The Turkish Government undeniably was ushered into the month of August by the United State government’s imposition of additional sanctions which has almost crippled its economy. This imposition has excluded the region from the global banking system operated by SWIFT in Belgium. Consequent upon this, the country’s fiat currency, the Lira, has dropped by over 50 percent against the United States Dollar.
It was earlier reported in August, that the country’s economic stakeholders were not finding this imposition favorable as losses are being incurred massively in their holdings in the country’s fiat currency which is owing to the conflict between Turkey and the United States. This has further worsened by the Turkish authorities’ refusal to release Andrew Brunson whose health has reportedly deteriorated and moved to house arrest in July.
The existing capital controls by the Turkish government and measures to prevent converting the Lira to other reserve currencies such as the USD, merchants in the country are experiencing a tough time liquidating their holdings in the country’ fiat currency. A certain retiree Sevin Temur, who is 58-years old, was interviewed and he stated that;

 “I have respect for our president, but I can’t sell my gold and foreign currency just because he made that call. I’ve cut down on food for those savings.”
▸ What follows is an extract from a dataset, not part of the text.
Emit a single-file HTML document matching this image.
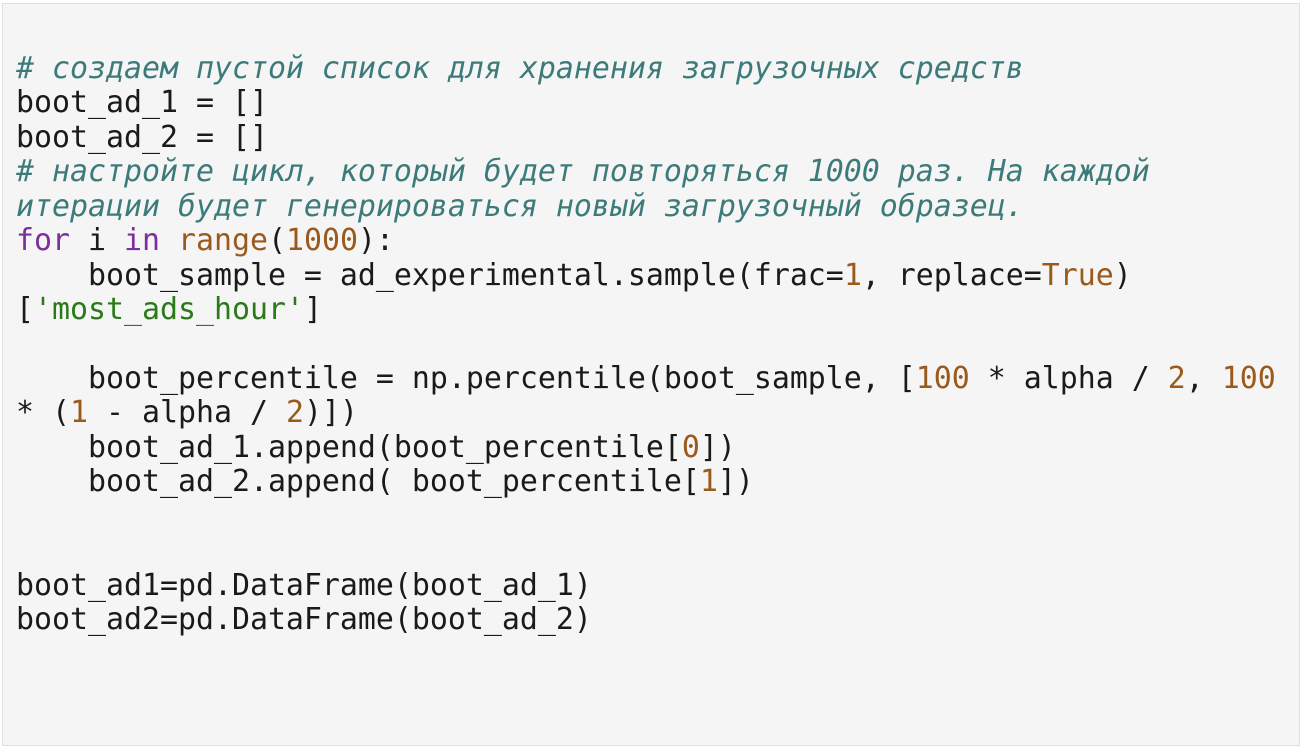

Economically speaking, any currency, be it fiat currency or consensus currency, is as much of a value as its ability to function as a means of exchange successfully. If the liquidity of such money is relatively low and holders find it difficult for a central party from being able to convert it to other currencies, then the value of the currency should be doubted.
The control and domination by the Turkish government over its fiat currency have gradually eliminated financial independence from its population, and this has resulted into a skyrocket in the demand of digital currencies by indigenous merchants, individuals as well as enterprises.
Will this Trend Last?
Earlier this week, it was reported that one of Europe’s largest economy, Germany, revealed its intention to establish a financial system which is entirely free from the whims and caprices of the United States. This measure by Germany is in light of Iran and the U.S issues and to further prevent history from repeating itself.
A couple of years now, the United States has capitalized on the SWIFT banking system and using it as a tool to “deal” with countries like Iran and Turkey by excluding them from the global financial system. Heiko Maas, German foreign minister serving in the fourth cabinet of Angela Merkel since March of this year, succinctly stated in response that;

“For that reason it’s essential that we strengthen European autonomy by establishing payment channels that are independent of the US, creating a European Monetary Fund and building up an independent Swift system.”

Desperate times they say, calls for desperate measures, it is exigent to state that the growing list of countries calling for the establishment of an independent financial system can be an avenue for the cryptocurrency (as anti-censorship and decentralized financial system) to appeal to a wide range of new customers who have been frustrated by the traditional method.